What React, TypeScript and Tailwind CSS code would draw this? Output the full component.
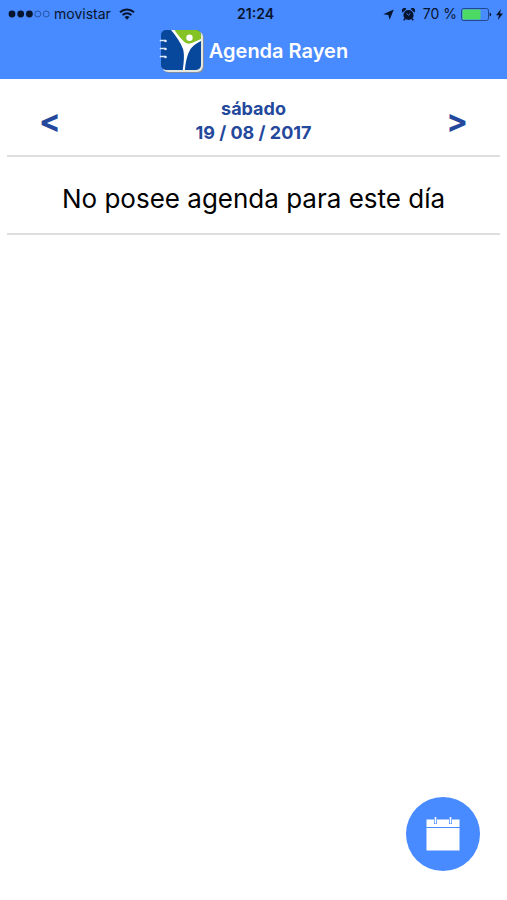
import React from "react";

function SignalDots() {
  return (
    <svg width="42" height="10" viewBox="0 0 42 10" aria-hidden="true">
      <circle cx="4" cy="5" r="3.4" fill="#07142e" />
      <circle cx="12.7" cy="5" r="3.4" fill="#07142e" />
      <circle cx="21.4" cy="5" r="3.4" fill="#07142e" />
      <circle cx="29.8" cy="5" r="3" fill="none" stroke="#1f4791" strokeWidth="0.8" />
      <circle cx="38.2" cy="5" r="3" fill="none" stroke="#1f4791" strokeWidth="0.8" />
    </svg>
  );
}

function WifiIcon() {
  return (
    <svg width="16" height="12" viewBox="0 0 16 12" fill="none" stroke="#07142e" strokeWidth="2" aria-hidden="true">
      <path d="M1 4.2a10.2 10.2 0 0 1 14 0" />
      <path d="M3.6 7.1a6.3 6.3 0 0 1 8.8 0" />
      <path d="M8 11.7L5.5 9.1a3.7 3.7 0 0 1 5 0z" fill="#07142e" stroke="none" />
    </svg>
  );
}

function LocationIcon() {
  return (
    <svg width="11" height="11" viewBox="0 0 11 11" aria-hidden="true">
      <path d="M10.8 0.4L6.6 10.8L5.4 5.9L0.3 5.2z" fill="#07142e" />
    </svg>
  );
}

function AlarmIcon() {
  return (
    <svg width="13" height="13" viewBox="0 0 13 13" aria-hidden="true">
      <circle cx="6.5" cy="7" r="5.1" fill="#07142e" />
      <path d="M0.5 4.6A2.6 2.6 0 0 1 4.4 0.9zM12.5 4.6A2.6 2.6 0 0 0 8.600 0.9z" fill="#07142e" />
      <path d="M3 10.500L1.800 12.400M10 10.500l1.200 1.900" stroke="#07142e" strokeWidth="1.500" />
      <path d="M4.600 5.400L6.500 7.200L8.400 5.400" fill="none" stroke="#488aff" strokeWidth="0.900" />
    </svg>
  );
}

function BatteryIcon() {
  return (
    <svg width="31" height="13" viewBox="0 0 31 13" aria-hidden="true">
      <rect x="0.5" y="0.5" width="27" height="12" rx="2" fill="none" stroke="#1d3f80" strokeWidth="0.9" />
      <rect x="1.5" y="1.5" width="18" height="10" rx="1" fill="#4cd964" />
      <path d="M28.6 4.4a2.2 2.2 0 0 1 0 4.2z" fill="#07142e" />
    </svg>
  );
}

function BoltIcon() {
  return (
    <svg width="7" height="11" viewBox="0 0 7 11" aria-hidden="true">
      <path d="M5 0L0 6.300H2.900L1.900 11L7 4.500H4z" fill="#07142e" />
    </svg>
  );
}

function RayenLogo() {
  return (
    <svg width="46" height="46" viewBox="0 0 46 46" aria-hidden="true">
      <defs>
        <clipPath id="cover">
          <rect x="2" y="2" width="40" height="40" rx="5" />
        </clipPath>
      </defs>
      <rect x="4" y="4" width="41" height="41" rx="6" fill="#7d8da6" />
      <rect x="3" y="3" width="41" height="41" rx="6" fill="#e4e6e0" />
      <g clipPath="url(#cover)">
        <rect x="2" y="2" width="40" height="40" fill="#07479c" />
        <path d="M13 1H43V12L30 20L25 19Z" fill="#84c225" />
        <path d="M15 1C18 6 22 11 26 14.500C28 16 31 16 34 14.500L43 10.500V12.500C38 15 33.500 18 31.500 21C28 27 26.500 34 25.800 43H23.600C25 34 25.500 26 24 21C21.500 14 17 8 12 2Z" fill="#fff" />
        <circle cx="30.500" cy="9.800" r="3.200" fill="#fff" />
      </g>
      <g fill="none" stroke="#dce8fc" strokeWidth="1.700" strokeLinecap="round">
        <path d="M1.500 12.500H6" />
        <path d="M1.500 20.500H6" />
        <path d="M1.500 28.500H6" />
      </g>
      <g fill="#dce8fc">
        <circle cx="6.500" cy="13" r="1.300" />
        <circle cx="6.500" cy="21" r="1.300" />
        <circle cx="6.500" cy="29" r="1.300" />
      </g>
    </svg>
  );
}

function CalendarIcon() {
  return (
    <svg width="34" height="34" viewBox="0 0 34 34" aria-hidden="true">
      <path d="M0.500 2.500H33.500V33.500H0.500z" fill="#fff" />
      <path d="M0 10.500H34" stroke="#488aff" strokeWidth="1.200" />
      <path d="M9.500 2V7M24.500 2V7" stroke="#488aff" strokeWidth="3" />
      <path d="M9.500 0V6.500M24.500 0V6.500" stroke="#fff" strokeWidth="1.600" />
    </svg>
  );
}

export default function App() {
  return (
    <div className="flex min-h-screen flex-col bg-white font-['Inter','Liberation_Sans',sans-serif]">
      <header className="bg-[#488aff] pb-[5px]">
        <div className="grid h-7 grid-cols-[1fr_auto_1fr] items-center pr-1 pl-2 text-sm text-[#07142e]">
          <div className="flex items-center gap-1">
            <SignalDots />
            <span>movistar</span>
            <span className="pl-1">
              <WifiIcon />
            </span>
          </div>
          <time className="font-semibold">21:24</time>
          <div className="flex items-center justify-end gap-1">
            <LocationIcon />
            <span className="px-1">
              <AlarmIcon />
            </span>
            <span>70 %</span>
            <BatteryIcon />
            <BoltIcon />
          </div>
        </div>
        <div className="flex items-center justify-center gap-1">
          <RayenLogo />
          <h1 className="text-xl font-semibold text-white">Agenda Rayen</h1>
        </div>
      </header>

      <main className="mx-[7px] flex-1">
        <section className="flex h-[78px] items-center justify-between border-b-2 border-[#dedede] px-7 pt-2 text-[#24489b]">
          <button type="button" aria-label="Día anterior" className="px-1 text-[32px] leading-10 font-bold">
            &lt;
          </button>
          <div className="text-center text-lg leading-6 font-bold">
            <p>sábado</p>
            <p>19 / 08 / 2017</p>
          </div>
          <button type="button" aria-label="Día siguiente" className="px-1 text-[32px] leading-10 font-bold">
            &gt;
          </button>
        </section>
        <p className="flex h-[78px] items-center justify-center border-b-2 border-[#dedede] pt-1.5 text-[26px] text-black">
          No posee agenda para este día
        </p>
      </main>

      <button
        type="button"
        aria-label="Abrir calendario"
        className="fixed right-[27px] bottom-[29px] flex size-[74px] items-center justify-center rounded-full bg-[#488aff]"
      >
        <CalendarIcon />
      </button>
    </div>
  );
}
==
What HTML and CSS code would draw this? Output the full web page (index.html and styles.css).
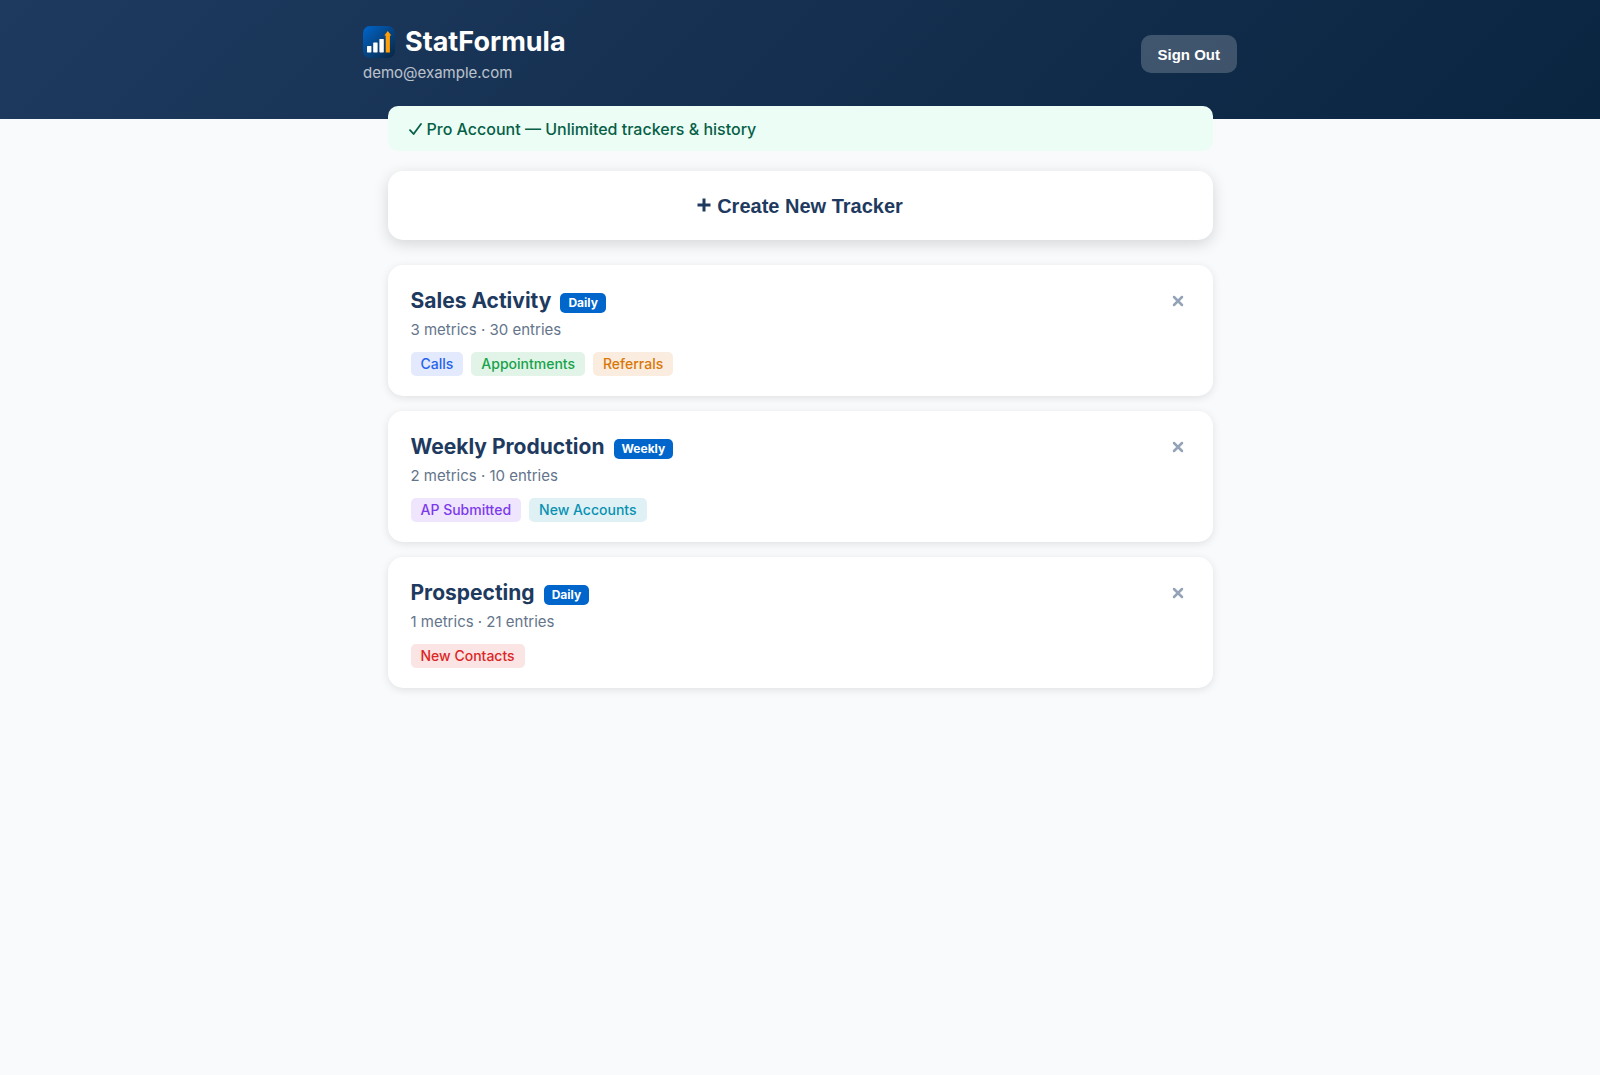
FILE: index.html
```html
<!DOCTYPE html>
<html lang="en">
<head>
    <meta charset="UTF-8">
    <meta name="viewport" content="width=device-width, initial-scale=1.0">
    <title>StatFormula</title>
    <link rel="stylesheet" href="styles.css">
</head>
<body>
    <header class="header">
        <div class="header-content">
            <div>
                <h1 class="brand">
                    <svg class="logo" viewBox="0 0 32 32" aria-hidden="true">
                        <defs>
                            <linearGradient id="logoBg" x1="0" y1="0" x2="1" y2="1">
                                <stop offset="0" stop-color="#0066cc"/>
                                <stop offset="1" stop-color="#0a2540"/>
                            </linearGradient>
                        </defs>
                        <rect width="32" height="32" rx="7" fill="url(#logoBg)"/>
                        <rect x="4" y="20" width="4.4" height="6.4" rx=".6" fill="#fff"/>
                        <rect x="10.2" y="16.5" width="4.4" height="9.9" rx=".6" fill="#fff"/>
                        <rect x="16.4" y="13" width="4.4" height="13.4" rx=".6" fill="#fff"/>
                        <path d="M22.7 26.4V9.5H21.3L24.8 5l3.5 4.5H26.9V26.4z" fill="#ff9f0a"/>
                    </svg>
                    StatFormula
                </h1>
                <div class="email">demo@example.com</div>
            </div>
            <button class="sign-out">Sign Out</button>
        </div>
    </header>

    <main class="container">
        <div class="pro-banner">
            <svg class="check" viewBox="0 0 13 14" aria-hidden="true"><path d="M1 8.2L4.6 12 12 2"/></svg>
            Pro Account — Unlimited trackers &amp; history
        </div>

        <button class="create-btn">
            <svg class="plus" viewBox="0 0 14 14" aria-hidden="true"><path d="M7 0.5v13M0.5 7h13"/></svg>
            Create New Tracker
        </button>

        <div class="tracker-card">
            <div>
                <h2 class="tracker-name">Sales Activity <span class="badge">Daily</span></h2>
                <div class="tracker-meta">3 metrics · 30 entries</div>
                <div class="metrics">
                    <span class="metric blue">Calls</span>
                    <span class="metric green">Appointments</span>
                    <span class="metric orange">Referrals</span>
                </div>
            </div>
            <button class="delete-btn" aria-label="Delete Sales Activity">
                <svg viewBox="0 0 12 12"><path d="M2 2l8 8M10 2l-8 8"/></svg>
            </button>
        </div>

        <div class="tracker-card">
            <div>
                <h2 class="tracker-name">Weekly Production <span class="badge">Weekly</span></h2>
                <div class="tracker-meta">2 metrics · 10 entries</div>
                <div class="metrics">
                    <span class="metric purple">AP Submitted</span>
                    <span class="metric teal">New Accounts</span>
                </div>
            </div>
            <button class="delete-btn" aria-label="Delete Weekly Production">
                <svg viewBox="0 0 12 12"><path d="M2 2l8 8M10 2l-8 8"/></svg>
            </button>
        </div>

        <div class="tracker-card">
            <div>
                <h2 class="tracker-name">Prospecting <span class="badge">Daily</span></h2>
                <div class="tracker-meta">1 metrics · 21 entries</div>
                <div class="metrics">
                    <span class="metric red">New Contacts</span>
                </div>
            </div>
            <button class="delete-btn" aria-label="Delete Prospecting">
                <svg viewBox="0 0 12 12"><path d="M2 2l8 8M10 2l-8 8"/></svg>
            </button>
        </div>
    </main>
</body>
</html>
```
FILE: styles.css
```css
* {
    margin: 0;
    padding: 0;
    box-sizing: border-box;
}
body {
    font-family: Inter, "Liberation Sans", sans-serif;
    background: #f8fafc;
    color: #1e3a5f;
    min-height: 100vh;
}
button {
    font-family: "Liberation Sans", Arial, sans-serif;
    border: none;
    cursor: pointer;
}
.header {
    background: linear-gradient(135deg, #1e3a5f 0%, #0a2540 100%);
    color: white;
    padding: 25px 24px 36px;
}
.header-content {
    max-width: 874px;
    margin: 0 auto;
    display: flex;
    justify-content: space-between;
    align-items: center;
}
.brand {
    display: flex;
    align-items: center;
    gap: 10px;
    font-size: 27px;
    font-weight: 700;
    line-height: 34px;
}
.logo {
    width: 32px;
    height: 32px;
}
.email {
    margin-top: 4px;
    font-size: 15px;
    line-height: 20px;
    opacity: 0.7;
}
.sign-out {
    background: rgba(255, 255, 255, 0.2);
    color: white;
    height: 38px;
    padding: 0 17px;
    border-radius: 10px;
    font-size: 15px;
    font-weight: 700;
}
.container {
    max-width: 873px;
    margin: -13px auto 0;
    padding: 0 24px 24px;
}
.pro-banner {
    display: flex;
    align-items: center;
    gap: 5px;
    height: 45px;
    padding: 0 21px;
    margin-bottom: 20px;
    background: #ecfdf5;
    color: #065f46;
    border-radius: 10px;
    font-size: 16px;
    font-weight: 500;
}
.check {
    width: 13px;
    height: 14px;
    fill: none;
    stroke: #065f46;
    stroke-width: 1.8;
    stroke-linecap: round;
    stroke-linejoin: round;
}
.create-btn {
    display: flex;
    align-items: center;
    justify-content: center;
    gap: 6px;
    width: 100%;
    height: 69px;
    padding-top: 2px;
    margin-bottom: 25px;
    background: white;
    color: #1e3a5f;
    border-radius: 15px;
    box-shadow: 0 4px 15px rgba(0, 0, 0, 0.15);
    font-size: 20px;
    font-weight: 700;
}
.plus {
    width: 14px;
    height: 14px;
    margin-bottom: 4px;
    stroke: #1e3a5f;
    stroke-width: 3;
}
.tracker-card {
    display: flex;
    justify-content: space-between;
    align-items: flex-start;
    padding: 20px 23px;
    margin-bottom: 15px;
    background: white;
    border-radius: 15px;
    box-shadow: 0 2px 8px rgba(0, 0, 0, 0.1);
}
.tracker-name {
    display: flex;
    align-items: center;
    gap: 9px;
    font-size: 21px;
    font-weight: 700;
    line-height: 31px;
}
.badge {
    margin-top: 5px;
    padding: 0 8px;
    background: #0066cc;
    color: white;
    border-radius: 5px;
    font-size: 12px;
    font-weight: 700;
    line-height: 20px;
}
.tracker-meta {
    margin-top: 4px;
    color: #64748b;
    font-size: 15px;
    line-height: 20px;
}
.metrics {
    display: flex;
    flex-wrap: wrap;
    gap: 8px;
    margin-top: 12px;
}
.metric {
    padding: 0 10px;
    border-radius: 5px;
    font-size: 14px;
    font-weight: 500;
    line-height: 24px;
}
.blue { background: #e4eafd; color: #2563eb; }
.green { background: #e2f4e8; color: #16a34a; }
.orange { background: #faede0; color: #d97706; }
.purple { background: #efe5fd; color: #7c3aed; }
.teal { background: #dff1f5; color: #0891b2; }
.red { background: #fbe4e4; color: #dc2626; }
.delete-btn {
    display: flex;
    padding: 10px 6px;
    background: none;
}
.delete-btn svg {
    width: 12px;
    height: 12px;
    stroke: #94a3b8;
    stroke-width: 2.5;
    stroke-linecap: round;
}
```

◆ The exercise: Extract the stretch of lines that begins at the line with "What React, TypeScript" and ends at the line with "import React from", inclusive. Omit every picture.

◆ Expected answer:
What React, TypeScript and Tailwind CSS code would draw this? Output the full component.
import React from "react";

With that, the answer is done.